* Given records
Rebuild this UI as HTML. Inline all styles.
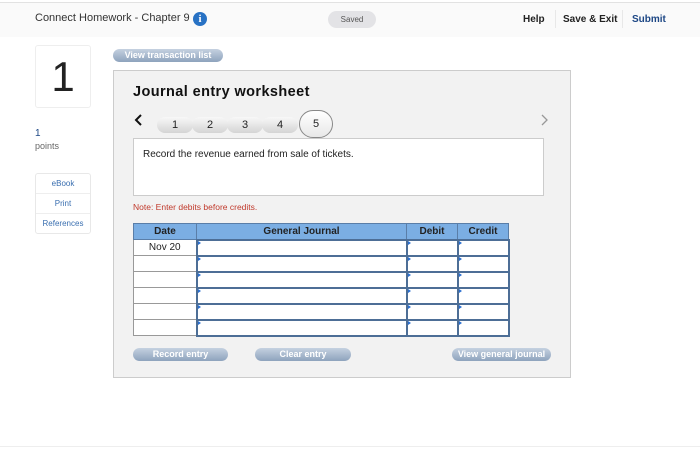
...
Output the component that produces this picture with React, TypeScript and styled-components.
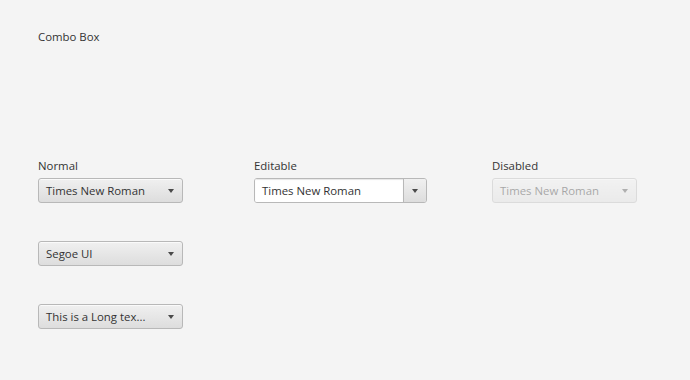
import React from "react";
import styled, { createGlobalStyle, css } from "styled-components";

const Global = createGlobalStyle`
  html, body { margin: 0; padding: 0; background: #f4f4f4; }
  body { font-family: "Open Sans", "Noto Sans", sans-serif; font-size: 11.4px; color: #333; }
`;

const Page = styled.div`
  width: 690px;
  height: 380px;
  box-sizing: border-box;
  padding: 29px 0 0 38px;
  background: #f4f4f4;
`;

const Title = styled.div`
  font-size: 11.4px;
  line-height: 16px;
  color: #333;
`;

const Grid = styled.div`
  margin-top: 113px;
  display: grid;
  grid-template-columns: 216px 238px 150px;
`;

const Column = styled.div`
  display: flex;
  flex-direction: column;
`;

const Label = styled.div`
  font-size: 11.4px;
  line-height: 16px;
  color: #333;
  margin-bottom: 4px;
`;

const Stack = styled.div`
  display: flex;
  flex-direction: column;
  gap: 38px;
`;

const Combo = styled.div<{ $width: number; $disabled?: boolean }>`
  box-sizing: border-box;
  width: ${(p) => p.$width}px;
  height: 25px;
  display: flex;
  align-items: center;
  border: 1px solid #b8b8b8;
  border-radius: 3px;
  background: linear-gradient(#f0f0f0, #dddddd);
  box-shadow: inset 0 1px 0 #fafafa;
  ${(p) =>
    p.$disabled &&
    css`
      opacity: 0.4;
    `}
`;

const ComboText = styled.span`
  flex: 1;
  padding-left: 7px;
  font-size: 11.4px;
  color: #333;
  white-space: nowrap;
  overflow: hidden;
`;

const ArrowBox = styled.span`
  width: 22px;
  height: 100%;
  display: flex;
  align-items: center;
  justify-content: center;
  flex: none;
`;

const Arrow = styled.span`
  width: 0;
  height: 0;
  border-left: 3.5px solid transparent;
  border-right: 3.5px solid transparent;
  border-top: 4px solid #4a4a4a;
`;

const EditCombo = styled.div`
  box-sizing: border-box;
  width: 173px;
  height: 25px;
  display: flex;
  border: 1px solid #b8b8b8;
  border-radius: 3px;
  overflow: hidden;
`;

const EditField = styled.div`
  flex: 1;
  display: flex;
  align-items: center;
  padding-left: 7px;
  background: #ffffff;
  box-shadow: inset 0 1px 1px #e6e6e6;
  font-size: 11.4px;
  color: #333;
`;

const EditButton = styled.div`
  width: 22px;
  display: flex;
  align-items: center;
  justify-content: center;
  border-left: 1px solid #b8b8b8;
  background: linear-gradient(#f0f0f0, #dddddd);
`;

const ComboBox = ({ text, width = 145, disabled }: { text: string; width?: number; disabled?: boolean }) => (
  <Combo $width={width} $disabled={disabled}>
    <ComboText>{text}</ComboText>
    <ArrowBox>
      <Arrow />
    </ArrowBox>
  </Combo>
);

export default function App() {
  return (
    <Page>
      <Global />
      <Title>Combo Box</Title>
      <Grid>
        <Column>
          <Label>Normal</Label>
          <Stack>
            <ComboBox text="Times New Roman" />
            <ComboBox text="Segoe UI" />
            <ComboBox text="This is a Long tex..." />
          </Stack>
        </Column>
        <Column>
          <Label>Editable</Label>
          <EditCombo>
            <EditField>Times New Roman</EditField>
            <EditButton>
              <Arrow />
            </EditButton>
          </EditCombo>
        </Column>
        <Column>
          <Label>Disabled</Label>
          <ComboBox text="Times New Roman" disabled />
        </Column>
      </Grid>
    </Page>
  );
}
* * *
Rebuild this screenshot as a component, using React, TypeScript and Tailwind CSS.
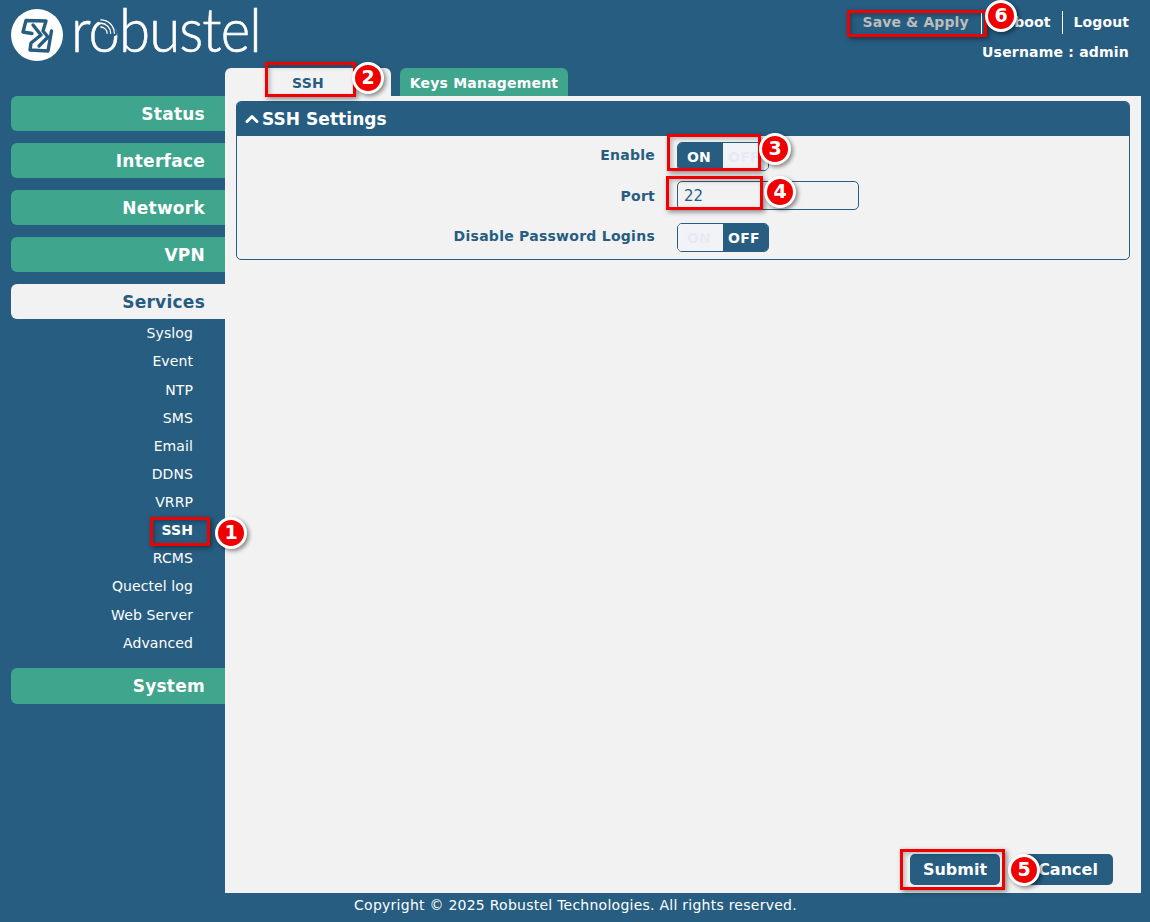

* Work instructions
Where does the word "Rebuild" appear? Return each line that holds it.

* Finished answer
Rebuild this UI as HTML. Inline all styles.
Rebuild this screenshot as a component, using React, TypeScript and Tailwind CSS.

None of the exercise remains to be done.